We primarily see the world through the eyes of Millie, a pre-teen then late teen, as she comes of age learning to understand the realities of the world and the adults within it; as well as her place within that world.  Millie is a wise child, but one who is alone in the world.  She embodies the spirit of any child who is held captive in a home  surrounded by poverty and abuse.  She's powerless to hinder her father's abuse of her dependent and addictive mother,  and that mother's complacency, but her spirit finds a way to be free by way of her interactions with other people and her world view.  Millie is a so fully developed and so sound  in psychology that it's difficult to remember that she's a "make believe" character and not a living person whose biography one is reading.  She's a jewel of a character whom I'll never forget.

"Into the Free" causes us to ask questions about what freedom actually is.  Can we choose freedom in  our situations, over enslavement?  There are many choices this book looks at through Millie's eyes and which may cause the reader to assess her own world and spiritual views.  I was particularly struck by Ms Cantrell's use of the gypsies as a way of showing what security and false security might be for Millie.  The lure of the beautiful and strange may not always be best, and Millie has to decide if it's the right course to her own freedom.

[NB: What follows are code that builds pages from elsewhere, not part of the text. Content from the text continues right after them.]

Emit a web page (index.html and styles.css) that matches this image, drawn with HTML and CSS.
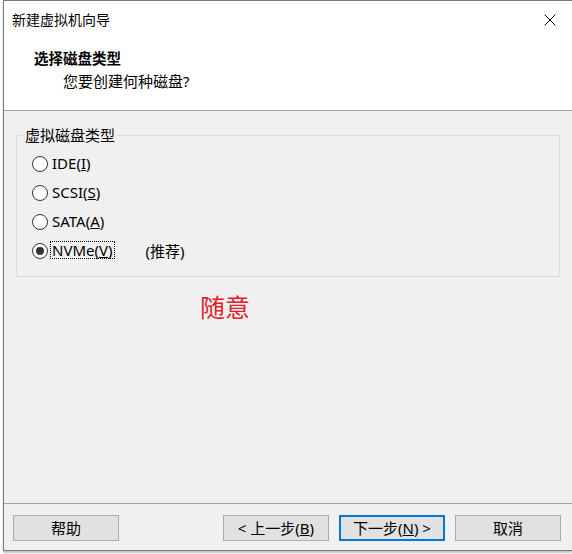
FILE: index.html
```html
<!DOCTYPE html>
<html>
<head>
  <title>新建虚拟机向导</title>
  <link rel="stylesheet" href="styles.css">
</head>
<body>
  <div class="window">
    <div class="header">
      <div class="titlebar">
        <span class="title">新建虚拟机向导</span>
        <svg class="close" width="12" height="12" viewBox="0 0 12 12">
          <path d="M0.5 0.5 L11.5 11.5 M11.5 0.5 L0.5 11.5" stroke="#000" stroke-width="1" fill="none"/>
        </svg>
      </div>
      <div class="heading">选择磁盘类型</div>
      <div class="subheading">您要创建何种磁盘?</div>
    </div>

    <div class="content">
      <fieldset class="group">
        <legend>虚拟磁盘类型</legend>
        <label class="option"><span class="radio"></span><span class="text">IDE(<u>I</u>)</span></label>
        <label class="option"><span class="radio"></span><span class="text">SCSI(<u>S</u>)</span></label>
        <label class="option"><span class="radio"></span><span class="text">SATA(<u>A</u>)</span></label>
        <label class="option"><span class="radio checked"></span><span class="text focus">NVMe(<u>V</u>)</span><span class="note">(推荐)</span></label>
      </fieldset>
      <div class="remark">随意</div>
    </div>

    <div class="footer">
      <button class="btn">帮助</button>
      <span class="spacer"></span>
      <button class="btn">&lt; 上一步(<u>B</u>)</button>
      <button class="btn default">下一步(<u>N</u>) &gt;</button>
      <button class="btn">取消</button>
    </div>
  </div>
</body>
</html>
```

FILE: styles.css
```css
body {
  margin: 0;
  width: 572px;
  height: 554px;
  overflow: hidden;
  background: #ffffff;
  font-family: "Noto Sans", "Noto Sans CJK SC", sans-serif;
  font-size: 15px;
  color: #000;
}

.window {
  box-sizing: border-box;
  margin-left: 3px;
  width: 569px;
  height: 551px;
  border: 1px solid #7a7a7a;
  border-right: none;
  background: #f0f0f0;
  display: flex;
  flex-direction: column;
  box-shadow: 0 2px 2px rgba(0, 0, 0, 0.25);
}

.header {
  background: #ffffff;
  height: 110px;
  box-sizing: border-box;
  border-bottom: 1px solid #a0a0a0;
}

.titlebar {
  height: 38px;
  display: flex;
  align-items: center;
  justify-content: space-between;
  padding: 0 16px 0 8px;
}

.title {
  font-size: 14px;
  line-height: 20px;
}

.close {
  display: block;
}

.heading {
  margin-top: 9px;
  padding-left: 30px;
  font-size: 14.5px;
  font-weight: bold;
  line-height: 20px;
}

.subheading {
  margin-top: 3px;
  padding-left: 59px;
  line-height: 20px;
}

.content {
  flex: 1;
  padding-top: 14px;
}

.group {
  margin: 0 12px;
  padding: 4px 0 11px 6px;
  border: 1px solid #dcdcdc;
}

.group legend {
  padding: 0 2px;
  line-height: 20px;
}

.option {
  display: flex;
  align-items: center;
  height: 29px;
}

.radio {
  box-sizing: border-box;
  width: 16px;
  height: 16px;
  margin-left: 9px;
  margin-right: 4px;
  border: 1px solid #333333;
  border-radius: 50%;
  background: #ffffff;
  display: flex;
  align-items: center;
  justify-content: center;
}

.radio.checked::after {
  content: "";
  width: 8px;
  height: 8px;
  border-radius: 50%;
  background: #333333;
}

.text {
  line-height: 16px;
  margin-top: -1px;
}

.focus {
  outline: 1px dotted #000;
  outline-offset: 0;
  margin-left: -1px;
  padding: 0 1px;
}

.note {
  margin-left: 32px;
  margin-top: -1px;
}

.remark {
  margin-top: 15px;
  margin-left: 196px;
  font-size: 25px;
  line-height: 30px;
  color: #e3202a;
}

.footer {
  box-sizing: border-box;
  height: 47px;
  border-top: 1px solid #a0a0a0;
  padding: 11px 11px 0 9px;
  display: flex;
  align-items: flex-start;
  gap: 10px;
}

.spacer {
  flex: 1;
}

.btn {
  box-sizing: border-box;
  width: 106px;
  height: 26px;
  padding: 0;
  background: #e1e1e1;
  border: 1px solid #adadad;
  font-family: inherit;
  font-size: 15px;
  line-height: 20px;
  color: #000;
}

.btn.default {
  border: 2px solid #0078d7;
}
```
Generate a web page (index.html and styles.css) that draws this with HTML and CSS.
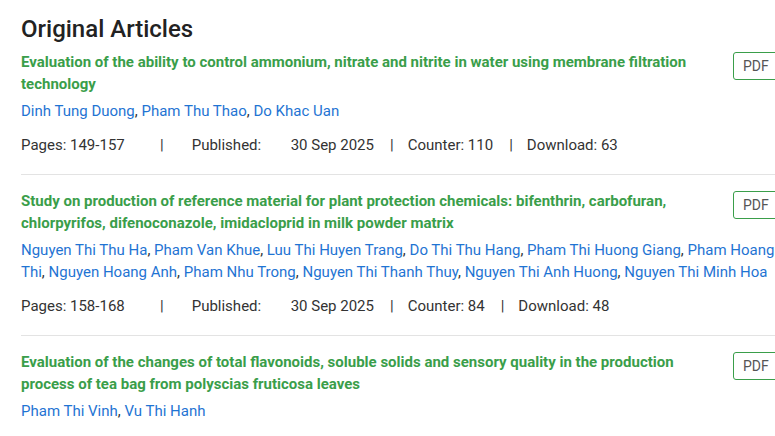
FILE: index.html
```html
<!DOCTYPE html>
<html lang="en">
<head>
<meta charset="utf-8">
<title>Original Articles</title>
<link rel="stylesheet" href="styles.css">
</head>
<body>
<main class="section">
  <h2 class="section-title">Original Articles</h2>

  <article class="article">
    <div class="article-head">
      <a class="article-title" href="#">Evaluation of the ability to control ammonium, nitrate and nitrite in water using membrane filtration technology</a>
      <a class="pdf-btn" href="#">PDF</a>
    </div>
    <div class="authors"><a href="#">Dinh Tung Duong</a>, <a href="#">Pham Thu Thao</a>, <a href="#">Do Khac Uan</a></div>
    <div class="meta">
      <span class="pages">Pages: 149-157</span>
      <span class="sep sep-first">|</span>
      <span class="pub-label">Published:</span>
      <span class="date">30 Sep 2025</span>
      <span class="sep">|</span>
      <span class="counter">Counter: 110</span>
      <span class="sep">|</span>
      <span class="download">Download: 63</span>
    </div>
  </article>

  <article class="article">
    <div class="article-head">
      <a class="article-title" href="#">Study on production of reference material for plant protection chemicals: bifenthrin, carbofuran, chlorpyrifos, difenoconazole, imidacloprid in milk powder matrix</a>
      <a class="pdf-btn" href="#">PDF</a>
    </div>
    <div class="authors"><a href="#">Nguyen Thi Thu Ha</a>, <a href="#">Pham Van Khue</a>, <a href="#">Luu Thi Huyen Trang</a>, <a href="#">Do Thi Thu Hang</a>, <a href="#">Pham Thi Huong Giang</a>, <a href="#">Pham Hoang Thi</a>, <a href="#">Nguyen Hoang Anh</a>, <a href="#">Pham Nhu Trong</a>, <a href="#">Nguyen Thi Thanh Thuy</a>, <a href="#">Nguyen Thi Anh Huong</a>, <a href="#">Nguyen Thi Minh Hoa</a></div>
    <div class="meta">
      <span class="pages">Pages: 158-168</span>
      <span class="sep sep-first">|</span>
      <span class="pub-label">Published:</span>
      <span class="date">30 Sep 2025</span>
      <span class="sep">|</span>
      <span class="counter">Counter: 84</span>
      <span class="sep">|</span>
      <span class="download">Download: 48</span>
    </div>
  </article>

  <article class="article">
    <div class="article-head">
      <a class="article-title" href="#">Evaluation of the changes of total flavonoids, soluble solids and sensory quality in the production process of tea bag from polyscias fruticosa leaves</a>
      <a class="pdf-btn" href="#">PDF</a>
    </div>
    <div class="authors"><a href="#">Pham Thi Vinh</a>, <a href="#">Vu Thi Hanh</a></div>
  </article>
</main>
</body>
</html>
```

FILE: styles.css
```css
html, body {
  margin: 0;
  padding: 0;
  overflow: hidden;
  background: #ffffff;
}

body {
  font-family: Roboto, "Liberation Sans", Arial, sans-serif;
  color: #333333;
}

.section {
  width: 770px;
  padding: 15px 0 0 21px;
}

.section-title {
  margin: 0 0 8px 0;
  font-size: 24px;
  line-height: 28px;
  font-weight: 500;
  color: #222222;
}

.article {
  padding-bottom: 18px;
  margin-bottom: 15px;
  border-bottom: 1px solid #e3e3e3;
}

.article-head {
  display: flex;
  align-items: flex-start;
}

.article-title {
  width: 692px;
  padding-right: 20px;
  font-size: 15px;
  line-height: 22px;
  font-weight: 700;
  color: #3a9e4a;
  text-decoration: none;
}

.pdf-btn {
  display: inline-block;
  margin-top: 1px;
  width: 58px;
  height: 28px;
  box-sizing: border-box;
  padding-left: 9px;
  border: 1px solid #3a9e4a;
  border-radius: 3px;
  font-size: 14px;
  line-height: 26px;
  color: #555555;
  text-decoration: none;
}

.authors {
  margin-top: 5px;
  font-size: 15px;
  line-height: 22px;
  color: #333333;
}

.authors a {
  color: #1f74d3;
  text-decoration: none;
}

.meta {
  display: flex;
  margin-top: 12px;
  font-size: 15px;
  line-height: 22px;
  color: #333333;
}

.pages {
  width: 139px;
}

.sep {
  margin: 0 14px 0 16px;
}

.sep-first {
  margin: 0 28px 0 0;
}

.pub-label {
  width: 99px;
}
```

Julie Cantrell is an author of blinding beauty and wisdom.  Her spiritual insights and easy way of leading the reader into a deeper knowledge of them is graceful and blend well within her story.  As Millie learns the difference between harsh, rote and human "religion," and finding godly love and caring, so does the reader.  Millie comes to understand what "good" people really are versus what society claims and where "class" sets them.  Her Choctaw blood and rodeo background make her an outcast in the town's society, but that doesn't mean she's "bad."

Ms Cantrell's book is a treasure of symbolism that I wish I had a group of friends to unravel with me!  As I said, this is one for the book groups.  A gorgeous book, and one I highly recommend to everyone.  You have to get this book and/or put it on your must read list.  It's a book you won't forget.

5 stars               Deborah/TheBookishDame



5 comments:

bermudaonion

Thanks for bringing this book to my attention. It sounds wonderful to me - I love the time and the setting.

Deb

Thanks, Kathy. This was a fabulous read that I couldn't put down for very long. I raced through it.

Chrissy

What a beautiful and powerful review. This looks like a fantastic read! Loved the book trailer too!

Anonymous

I was on the fence about this book. I've seen it listed around other blogs, but wondered if it was just hype. There are SO many books out there begging to be read, and only so many hours in a day. And I'm not a fan of religion per se, but I do believe in goodness and kindness and love.

Thank you for your thoughtful review. The book will go to the top of my to-be-read pile.

Deb

Thank you for your kind response, Mary. I truly thought the writing in this book was very special.